India risks building capacity-led competitiveness, not capability-led resilience.


5. What This Means for Decision-Makers

If you’re an OEM, supplier, policymaker, or utility planner, the PLI release should trigger different questions, not celebration:

  • Should the next incentive tranche be partially capability-linked, not just output-linked?
  • How do we align EV manufacturing growth with grid modernisation timelines?
  • Are we measuring localisation by bill of materials, or by control over failure modes?
  • What happens when incentives taper—but global competition intensifies?

These are not theoretical. They determine whether India exports EVs—or merely assembles them competitively for a few years.


Final Thought: PLI Is a Lever, Not a Strategy

The FY25 disbursement proves the Indian state can execute at scale. That’s no small thing.

But PLI is a lever, not a system.

The next phase of EV leadership will be decided not by incentive size, but by:

  • engineering depth,
  • ecosystem coordination,
  • The willingness to fund what doesn’t show immediate output.
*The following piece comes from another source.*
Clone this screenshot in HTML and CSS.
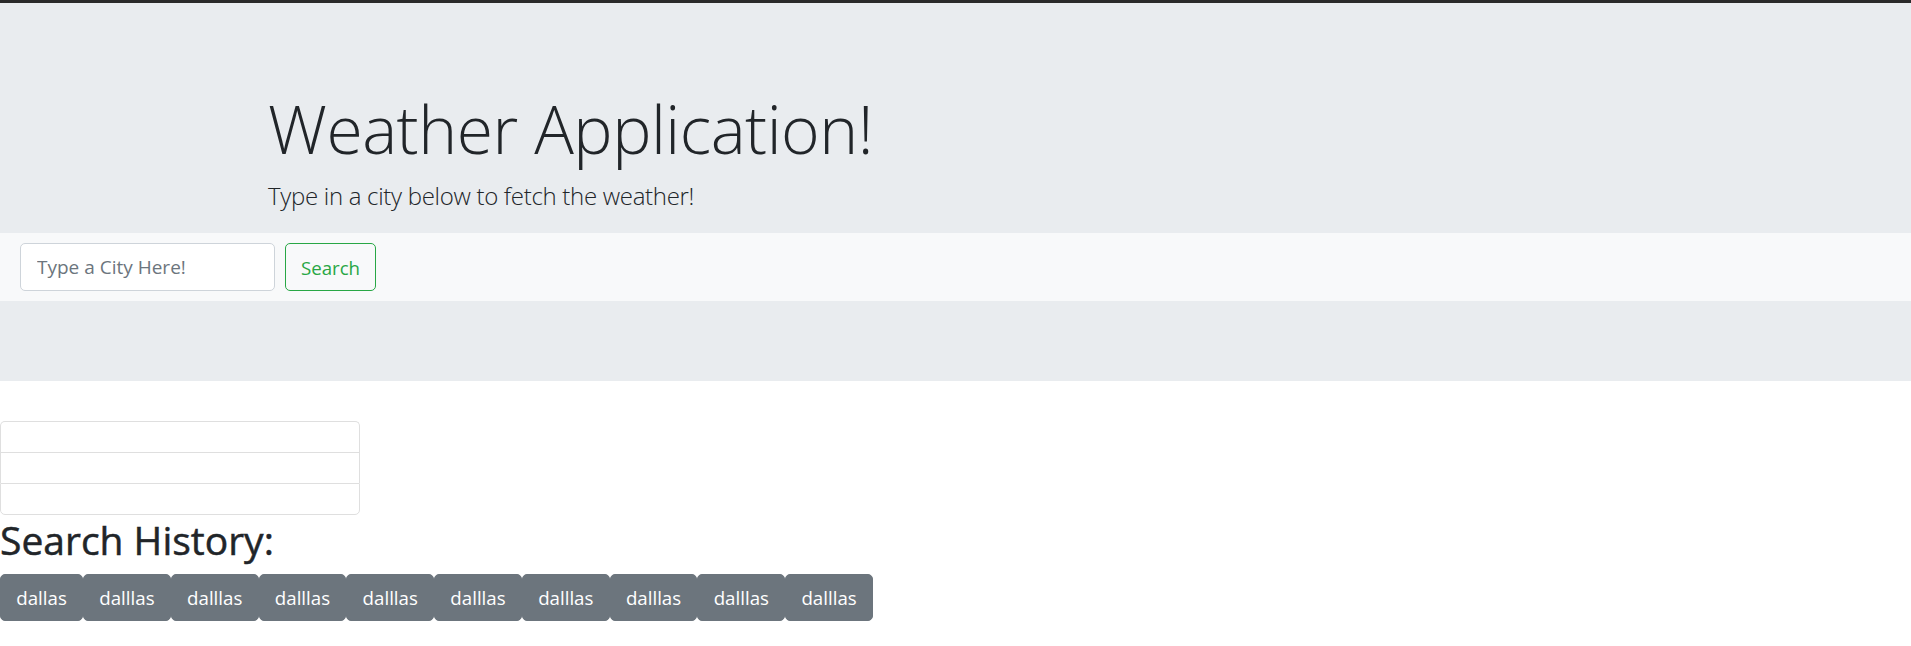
FILE: index.html
```html
<!DOCTYPE html>
<html>
<head>
<meta charset="utf-8">
<link rel="stylesheet" href="styles.css">
</head>
<body>
<div class="topbar"></div>
<header class="jumbotron">
  <div class="container">
    <h1 class="display">Weather Application!</h1>
    <p class="lead">Type in a city below to fetch the weather!</p>
  </div>
  <nav class="searchbar">
    <input class="city-input" type="text" placeholder="Type a City Here!">
    <button class="btn-search">Search</button>
  </nav>
</header>
<ul class="list-group">
  <li class="list-item"></li>
  <li class="list-item"></li>
  <li class="list-item"></li>
</ul>
<h2 class="history-title">Search History:</h2>
<div class="history">
  <button class="btn-city">dallas</button>
  <button class="btn-city">dalllas</button>
  <button class="btn-city">dalllas</button>
  <button class="btn-city">dalllas</button>
  <button class="btn-city">dalllas</button>
  <button class="btn-city">dalllas</button>
  <button class="btn-city">dalllas</button>
  <button class="btn-city">dalllas</button>
  <button class="btn-city">dalllas</button>
  <button class="btn-city">dalllas</button>
</div>
</body>
</html>
```
FILE: styles.css
```css
* { box-sizing: border-box; }
body { margin: 0; font-family: "Open Sans", sans-serif; color: #212529; background: #fff; }
.topbar { height: 3px; background: #2a2a2a; }
.jumbotron { background: #e9ecef; padding-top: 80px; padding-bottom: 80px; margin-bottom: 40px; }
.container { padding-left: 268px; }
.display { margin: 3px 0 6px; font-size: 66px; font-weight: 300; letter-spacing: -0.5px; line-height: 84px; }
.lead { margin: 0 0 17px; font-size: 24px; font-weight: 300; letter-spacing: -0.3px; line-height: 40px; }
.searchbar { background: #f8f9fa; display: flex; align-items: center; gap: 10px; height: 68px; padding: 0 20px; }
.city-input { width: 255px; height: 48px; border: 1px solid #ced4da; border-radius: 5px; padding: 0 16px; background: #fff; color: #495057; font: 19px "Open Sans", sans-serif; outline: none; }
.city-input::placeholder { color: #6c757d; opacity: 1; }
.btn-search { height: 48px; width: 91px; padding: 0; border: 1px solid #28a745; color: #28a745; background: transparent; border-radius: 5px; font: 18.7px "Open Sans", sans-serif; }
.list-group { list-style: none; margin: 0; padding: 0; width: 360px; }
.list-item { height: 31px; border: 1px solid #dfdfdf; border-bottom: 0; }
.list-item:first-child { border-radius: 5px 5px 0 0; }
.list-item:last-child { height: 32px; border-bottom: 1px solid #dfdfdf; border-radius: 0 0 5px 5px; }
.history-title { margin: 1px 0 10px; font-size: 39px; font-weight: 500; line-height: 48px; -webkit-text-stroke: 0.5px #212529; }
.history { display: flex; }
.btn-city { height: 47px; background: #6c757d; color: #fff; border: 1px solid #6c757d; border-radius: 5px; padding: 0 15.25px; font: 18.7px "Open Sans", sans-serif; }
```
The industry now has momentum. The harder work—turning momentum into durable advantage—starts here.


Author’s Comment

The ₹19,994 crore PLI Auto disbursement proves intent and restores policy credibility—but it doesn’t resolve the harder problem. Incentives have removed whether India’s EV manufacturing will scale; they haven’t answered how deeply it will integrate, localise, or endure once incentives taper.

Capacity is rising faster than capability, output faster than ecosystem readiness. PLI is a powerful lever—but unless the next phase rewards engineering depth, grid alignment, and control over failure modes, India risks building fast, fragile scale rather than durable EV leadership.